The quantitative tool used in Olivier’s course is Conjoint Analysis, one of the most commonly used marketing research methods. This method is useful for quantifying how much consumers value specific features of a product or service. The method Divides a product into attributes, and assigns attributes different levels. Then, a survey is designed to quantify how much each level of each attribute is worth to consumers. The data is then analyzed using statistical methods, primarily regression. To help students and entrepreneurs conduct this analysis, Olivier has co-developed online tutorials with Prof. Elie Ofek of HBS (Conjoint Analysis: Online Tutorial ; Conjoint Analysis: A Do it Yourself Guide).

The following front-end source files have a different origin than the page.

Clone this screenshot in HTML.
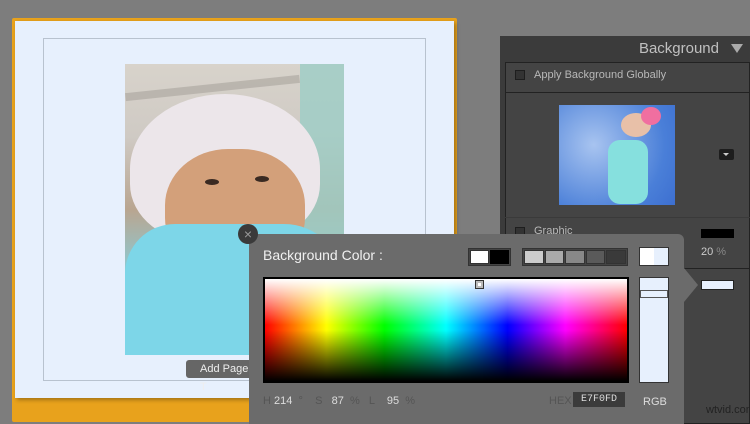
<!DOCTYPE html>
<html><head><meta charset="utf-8"><style>
*{margin:0;padding:0;box-sizing:border-box}
body{width:750px;height:424px;overflow:hidden;background:#7d7d7d;font-family:"Liberation Sans",sans-serif;position:relative}
.abs{position:absolute}
</style></head><body>
<div class="abs" style="left:12px;top:18px;width:445px;height:404px;background:#e8a21c;border-radius:2px"></div>
<div class="abs" style="left:15px;top:21px;width:439px;height:377px;background:#e7f0fd;box-shadow:2px 2px 4px rgba(0,0,0,.3)"></div>
<div class="abs" style="left:43px;top:38px;width:383px;height:343px;border:1px solid #b8c2cf"></div>
<!-- photo -->
<div class="abs" style="left:125px;top:64px;width:219px;height:291px;overflow:hidden;background:linear-gradient(180deg,#d8d3cb 0%,#cfcac4 25%,#b9a590 50%,#8fc8d0 70%,#79d4e6 100%)">
 <div class="abs" style="left:175px;top:0;width:44px;height:220px;background:#9ccdc6;opacity:.8"></div>
 <div class="abs" style="left:0;top:20px;width:175px;height:8px;background:#a8a39d;opacity:.6;transform:rotate(-6deg)"></div>
 <div class="abs" style="left:5px;top:30px;width:190px;height:150px;border-radius:50% 50% 40% 40%;background:#ece6ea"></div>
 <div class="abs" style="left:40px;top:85px;width:140px;height:125px;border-radius:45%;background:#d3a07a"></div>
 <div class="abs" style="left:80px;top:115px;width:14px;height:6px;border-radius:50%;background:#3a2a22"></div>
 <div class="abs" style="left:130px;top:112px;width:14px;height:6px;border-radius:50%;background:#3a2a22"></div>
 <div class="abs" style="left:0;top:160px;width:219px;height:131px;border-radius:50px 60px 0 0;background:#7dd6e8"></div>
</div>
<div class="abs" style="left:186px;top:360px;width:70px;height:18px;background:#666;border-radius:3px;color:#eee;font-size:11px;line-height:18px;padding-left:14px">Add Page T</div>
<!-- right panel -->
<div class="abs" style="left:500px;top:36px;width:250px;height:388px;background:#3b3b3b"></div>
<div class="abs" style="left:500px;top:36px;width:250px;height:26px;color:#c0c0c0;font-size:15px;text-align:right;padding:4px 31px 0 0">Background</div>
<div class="abs" style="left:731px;top:44px;width:0;height:0;border-left:6px solid transparent;border-right:6px solid transparent;border-top:9px solid #aaa"></div>
<div class="abs" style="left:505px;top:62px;width:245px;height:362px;background:#444;border:1px solid #222"></div>
<div class="abs" style="left:505px;top:92px;width:245px;height:1px;background:#222"></div>
<div class="abs" style="left:515px;top:70px;width:10px;height:10px;border:1px solid #1e1e1e;background:#333"></div>
<div class="abs" style="left:534px;top:69px;color:#b8b8b8;font-size:11px">Apply Background Globally</div>
<div class="abs" style="left:559px;top:105px;width:116px;height:100px;background:radial-gradient(circle at 30% 40%,#a8c4f0,#4a7fd8 70%,#3d6fd0)"></div>
<div class="abs" style="left:608px;top:140px;width:40px;height:64px;background:#86e0de;border-radius:12px"></div>
<div class="abs" style="left:621px;top:113px;width:30px;height:24px;background:#e8c0a8;border-radius:50%"></div>
<div class="abs" style="left:641px;top:107px;width:20px;height:18px;background:#f06fa0;border-radius:50%"></div>
<div class="abs" style="left:719px;top:149px;width:15px;height:11px;background:#1d1d1d;border-radius:2px"></div>
<div class="abs" style="left:723px;top:153px;width:0;height:0;border-left:3px solid transparent;border-right:3px solid transparent;border-top:3px solid #ccc"></div>
<div class="abs" style="left:505px;top:217px;width:245px;height:1px;background:#3a3a3a"></div>
<div class="abs" style="left:515px;top:227px;width:10px;height:10px;border:1px solid #1e1e1e;background:#333"></div>
<div class="abs" style="left:534px;top:225px;color:#b8b8b8;font-size:11px">Graphic</div>
<div class="abs" style="left:701px;top:229px;width:33px;height:9px;background:#000"></div>
<div class="abs" style="left:701px;top:246px;color:#ccc;font-size:11px">20 <span style="color:#888">%</span></div>
<div class="abs" style="left:684px;top:268px;width:66px;height:1px;background:#222"></div>
<div class="abs" style="left:701px;top:280px;width:33px;height:10px;background:#e7f0fd;border:1px solid #222"></div>
<!-- popup -->
<div class="abs" style="left:249px;top:234px;width:435px;height:190px;background:#6b6b6b;border-radius:0 6px 0 0"></div>
<div class="abs" style="left:684px;top:268px;width:0;height:0;border-top:17px solid transparent;border-bottom:17px solid transparent;border-left:14px solid #6b6b6b"></div>
<div class="abs" style="left:238px;top:224px;width:20px;height:20px;border-radius:50%;background:#3a3a3a;color:#999;font-size:14px;line-height:20px;text-align:center">×</div>
<div class="abs" style="left:263px;top:247px;color:#f0f0f0;font-size:14px">Background Color :</div>
<div class="abs" style="left:468px;top:248px;width:43px;height:18px;border:1px solid #333;background:#444"></div>
<div class="abs" style="left:470px;top:250px;width:19px;height:14px;background:#fff;border:1px solid #333"></div>
<div class="abs" style="left:490px;top:250px;width:19px;height:14px;background:#000"></div>
<div class="abs" style="left:522px;top:248px;width:106px;height:18px;border:1px solid #333;background:#444;padding:1px;display:flex;gap:1px">
<div style="flex:1;background:#ccc;border:1px solid #333"></div><div style="flex:1;background:#aaa;border:1px solid #333"></div><div style="flex:1;background:#888;border:1px solid #333"></div><div style="flex:1;background:#5a5a5a;border:1px solid #333"></div><div style="flex:1;background:#3a3a3a;border:1px solid #333"></div></div>
<div class="abs" style="left:639px;top:247px;width:30px;height:19px;border:1px solid #333;background:linear-gradient(90deg,#fff 50%,#e7f0fd 50%)"></div>
<div class="abs" style="left:263px;top:277px;width:366px;height:106px;border:2px solid #000;background:linear-gradient(180deg,rgba(255,255,255,1) 0%,rgba(255,255,255,0) 45%,rgba(0,0,0,0) 50%,rgba(0,0,0,1) 100%),linear-gradient(90deg,#f00,#ff0 17%,#0f0 33%,#0ff 50%,#00f 67%,#f0f 83%,#f00)"></div>
<div class="abs" style="left:475px;top:280px;width:9px;height:9px;border:1px solid #333;background:#bbb"><div style="margin:2px;width:3px;height:3px;background:#fff"></div></div>
<div class="abs" style="left:639px;top:277px;width:30px;height:106px;border:1px solid #333;background:#e7f0fd"></div>
<div class="abs" style="left:640px;top:290px;width:28px;height:8px;border:1px solid #555;background:#e7f0fd"></div>
<div class="abs" style="left:263px;top:395px;color:#555;font-size:11px;white-space:pre">H <span style="color:#ddd">214</span>  °    S   <span style="color:#ddd">87</span>  %   L    <span style="color:#ddd">95</span>  %</div>
<div class="abs" style="left:549px;top:395px;color:#555;font-size:11px">HEX</div>
<div class="abs" style="left:573px;top:392px;width:52px;height:15px;background:#3b3b3b;color:#ddd;font-family:'Liberation Mono',monospace;font-size:10px;line-height:15px;text-align:center">E7F0FD</div>
<div class="abs" style="left:643px;top:396px;color:#ddd;font-size:11px">RGB</div>
<div class="abs" style="left:706px;top:404px;color:#222;font-size:11px">wtvid.com</div>
</body></html>
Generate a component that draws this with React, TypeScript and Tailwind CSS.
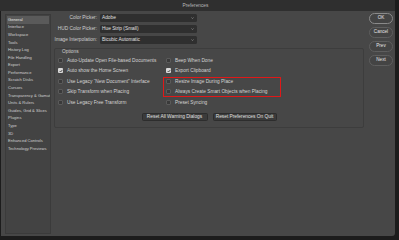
import React from "react";

const sidebar = [
  "General",
  "Interface",
  "Workspace",
  "Tools",
  "History Log",
  "File Handling",
  "Export",
  "Performance",
  "Scratch Disks",
  "Cursors",
  "Transparency & Gamut",
  "Units & Rulers",
  "Guides, Grid & Slices",
  "Plugins",
  "Type",
  "3D",
  "Enhanced Controls",
  "Technology Previews",
];

const selects = [
  ["Color Picker:", "Adobe"],
  ["HUD Color Picker:", "Hue Strip (Small)"],
  ["Image Interpolation:", "Bicubic Automatic"],
];

const leftChecks: [string, boolean][] = [
  ["Auto-Update Open File-based Documents", false],
  ["Auto show the Home Screen", true],
  ["Use Legacy \u201CNew Document\u201D Interface", false],
  ["Skip Transform when Placing", false],
  ["Use Legacy Free Transform", false],
];

const rightChecks: [string, boolean][] = [
  ["Beep When Done", false],
  ["Export Clipboard", true],
  ["Resize Image During Place", false],
  ["Always Create Smart Objects when Placing", false],
  ["Preset Syncing", false],
];

function Check({ label, checked }: { label: string; checked: boolean }) {
  return (
    <div className="flex h-[10.5px] items-center gap-[4px]">
      {checked ? (
        <div className="flex h-[5px] w-[5px] items-center justify-center rounded-[1px] bg-[#d8d8d8]">
          <svg width="4" height="4" viewBox="0 0 4 4">
            <path d="M0.6 2 L1.6 3 L3.4 0.9" stroke="#333" strokeWidth="0.8" fill="none" />
          </svg>
        </div>
      ) : (
        <div className="h-[5px] w-[5px] rounded-[1px] border-[0.5px] border-[#5a5a5a] bg-[#3a3a3a]" />
      )}
      <span className="whitespace-nowrap">{label}</span>
    </div>
  );
}

export default function App() {
  return (
    <div
      className="flex h-[240px] w-[399px] flex-col overflow-hidden bg-[#1c1c1c] text-[#d4d4d4]"
      style={{ fontFamily: '"Liberation Sans", Arial, sans-serif' }}
    >
      <div className="flex h-[11px] w-[395px] shrink-0 items-center justify-center bg-[#2f2f2f] text-[4.8px] text-[#b8b8b8]">
        <span className="ml-[-4px]">Preferences</span>
      </div>
      <div className="ml-[1px] flex h-[225px] w-[394px] items-start rounded-br-[3px] bg-[#474747] pl-[4px] pt-[2px]">
        {/* Sidebar */}
        <div className="mt-[1px] h-[220px] w-[46px] overflow-hidden border border-[#3b3b3b] bg-[#434343] px-[1px] pt-[1px] text-[4.1px]">
          {sidebar.map((s, i) => (
            <div
              key={s}
              className={
                "flex h-[7.6px] items-center whitespace-nowrap pl-[1px] " +
                (i === 0 ? "bg-[#5a5a5a] text-[#e8e8e8]" : "text-[#d0d0d0]")
              }
            >
              {s}
            </div>
          ))}
        </div>

        {/* Main */}
        <div className="ml-[3px] mt-[1px] flex w-[310px] flex-col text-[4.8px]">
          <div className="flex flex-col gap-[3px]">
            {selects.map(([l, v]) => (
              <div key={l} className="flex h-[8px] items-center">
                <div className="w-[44px] whitespace-nowrap pr-[1px] text-right text-[#cfcfcf]">{l}</div>
                <div className="ml-[2px] flex h-[8px] w-[97px] items-center justify-between rounded-[1.5px] bg-[#2f2f2f] pl-[2px] pr-[3px] text-[#e0e0e0]">
                  <span className="whitespace-nowrap">{v}</span>
                  <svg width="3" height="2" viewBox="0 0 3 2">
                    <path d="M0.3 0.4 L1.5 1.6 L2.7 0.4" stroke="#9a9a9a" strokeWidth="0.6" fill="none" />
                  </svg>
                </div>
              </div>
            ))}
          </div>

          <div className="relative mt-[4px] h-[80px] w-[310px] rounded-[2px] border border-[#3d3d3d]">
            <div className="pl-[7px] leading-[6px] text-[#cfcfcf]">Options</div>
            <div className="flex pl-[3px]">
              <div className="w-[108px]">
                {leftChecks.map(([l, c]) => (
                  <Check key={l} label={l} checked={c} />
                ))}
              </div>
              <div>
                {rightChecks.map(([l, c]) => (
                  <Check key={l} label={l} checked={c} />
                ))}
              </div>
            </div>
            <div className="mt-[5.5px] flex justify-center gap-[5px]">
              <div className="flex h-[8px] w-[66px] items-center justify-center rounded-[1.5px] border-[0.5px] border-[#2d2d2d] bg-[#3b3b3b] text-[#e0e0e0]">
                Reset All Warning Dialogs
              </div>
              <div className="flex h-[8px] w-[64px] items-center justify-center rounded-[1.5px] border-[0.5px] border-[#2d2d2d] bg-[#3b3b3b] text-[#e0e0e0]">
                Reset Preferences On Quit
              </div>
            </div>
            <div className="absolute left-[108px] top-[28px] h-[20px] w-[118px] border border-[#e01818]" />
          </div>
        </div>

        {/* Right buttons */}
        <div className="ml-[5px] flex w-[24px] flex-col gap-[3px] text-[4.6px]">
          {["OK", "Cancel", "Prev", "Next"].map((b, i) => (
            <div
              key={b}
              className={
                "flex h-[11px] items-center justify-center rounded-full border bg-[#444] text-[#e4e4e4] " +
                (i === 0 ? "border-[#8a8a8a]" : "border-[#5e5e5e]")
              }
            >
              {b}
            </div>
          ))}
        </div>
      </div>
    </div>
  );
}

In answer to questions about the number of attributes that can be included in a survey, the type of products studied and whether the method applies both to incremental and disruptive innovation, Olivier emphasized the importance of including only attributes which customers are able to visualize and evaluate. If you include features that are too abstract or completely new, this type of survey is not ideal. Furthermore, it is important to consider cognitive load, which can also make the survey less effective. For this reason, it is recommended to test no more than 10 attributes. When deciding on features to include in the survey, you should think strategically – skipping the obvious features that you will surely include in the product, and including only those that you believe will make the difference – in other words, the areas in which you will innovate. The focus should be on things that matter to consumers, and that will help you make better decisions in the product design process. Olivier reviewed a case which he developed named VerTerra, based on a new venture launched by one of his past students. The student, who develops eco-friendly disposable plates used conjoint analysis to make critical product design decisions. Learning about his different considerations is useful for understanding both the nuts and bolts and the potential benefits of the method.
Olivier provided some guidelines and recommendations for designing the conjoint questionnaire, including ways to make the task of responding easy and to reduce biases, using objective descriptions and mutually exclusive attribute levels.
He then concluded his presentation with a short overview of additional methods. When building complex products, where customer needs or “the job to be done” are more important than the actual features of the product, it makes sense to focus on uncovering these needs, then structuring and analyzing them. This can be done using the “Voice of the customer” method, or one of the methods described in our previous May webinar. Once you have a clear picture of customer needs, you can use a method called “The house of quality” to tie between them and the attributes of the product that you are building. More information on this can be found in Olivier’s slides.
As a final point, Olivier highlighted the importance of concept testing – after conducting conjoint analysis or other research to help decide on a high level “package” of product features, using online tools to present the idea and ask for feedback is an easy yet highly effective way to gain valuable insight, when it isn’t too late.